新たな拠点となる京都のイメージは、「街並の至るところで古都を感じられるんだろうなぁとか、寺や神社が街の至るところにあるイメージ。街中でも舞妓さんに会えたり、あとは外国人観光客が多いという印象でした」。しかし、実際に住んでみると「外国人観光客はすごく多いですが、舞妓さんにはまだ一回も会ったことはないです」というギャップを感じている。
オススメスポットとして『伏見稲荷大社』を挙げてくれた。たまたま取材日は、朝早く京都入りしたことで、取材前に足を伸ばしたのがそこだった。朱い鳥居のトンネルにテンションを上げながら先を進むと、稲荷山の存在を知る。天候も良く登りたかったのだが、どれほど時間がかかるか分からずその日は断念。オススメしてくれた永吉選手は、きっと山頂を制覇したはずだ。
「僕も登ってないです…。
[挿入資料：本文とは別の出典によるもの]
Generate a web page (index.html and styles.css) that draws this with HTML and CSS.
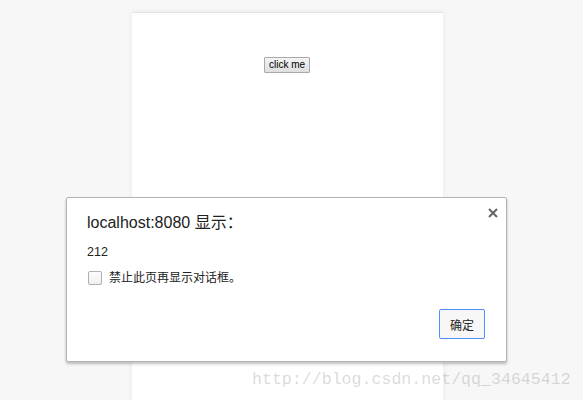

1時間くらいかかるらしいです。でも、頂上は見晴らしも良く楽しいという話も聞きました。(内海)慎吾さんは行ったらしいです。僕が行った時はものすごく暑かったので断念しました。そう、京都は暑いんですよ。メッチャ暑い!ビックリした!!汗」
再び京都に行った際は、稲荷山を制する目標ができた。永吉選手よりも先に──
燃える男がガッツリタッグを組んで京都を熱くさせる
昨シーズン、川崎と京都の対戦は2度あり、いずれも川崎が勝利を挙げた。当時、対戦相手だった京都に対し、永吉選手は以下のような印象を持っている。
「あの時はちょうど外国籍選手が変わったばかりで、しかもケガ人がいるような状況だったと思います。ベンチが薄い状況であり、チームとしては苦しいはずなのに、それでも一生懸命戦い、川崎とも競った試合をしていました(1戦目:川崎83-80京都、2戦目:川崎101-90京都)。激しさを持ったチームですし、選手たちもマジメに取り組んでいた印象がありました」
今シーズン、京都vs川崎の対戦は来春のゴールデンウィークに突入する4月27日、28日だが、再びとどろきアリーナである。
浜口ヘッドコーチについては、「bjリーグ時代から誰よりもがんばってきたと自負していると言ってました。昔のことは何も分かりませんが、でも炎さんの話を聞くと、積み重ねてきたものを感じます。炎さんの下でがんばることで、人として成長させてくれるとも感じています。誰よりも早く体育館に来て、しっかりと準備して僕たちを迎えてくれていますし、よく話を聞いてくれます。炎さんは、まだコーチ経験が足りない分、他のどのコーチよりも選手の話を聞くようにしていると言ってくれました。だから、これだけ意見を聞いてくれるコーチはいないですし、炎さんには全部包み隠さず話せています。芯のあるヘッドコーチです」。燃える男同士がガッツリとタッグを組み、さらに京都を熱くさせていく。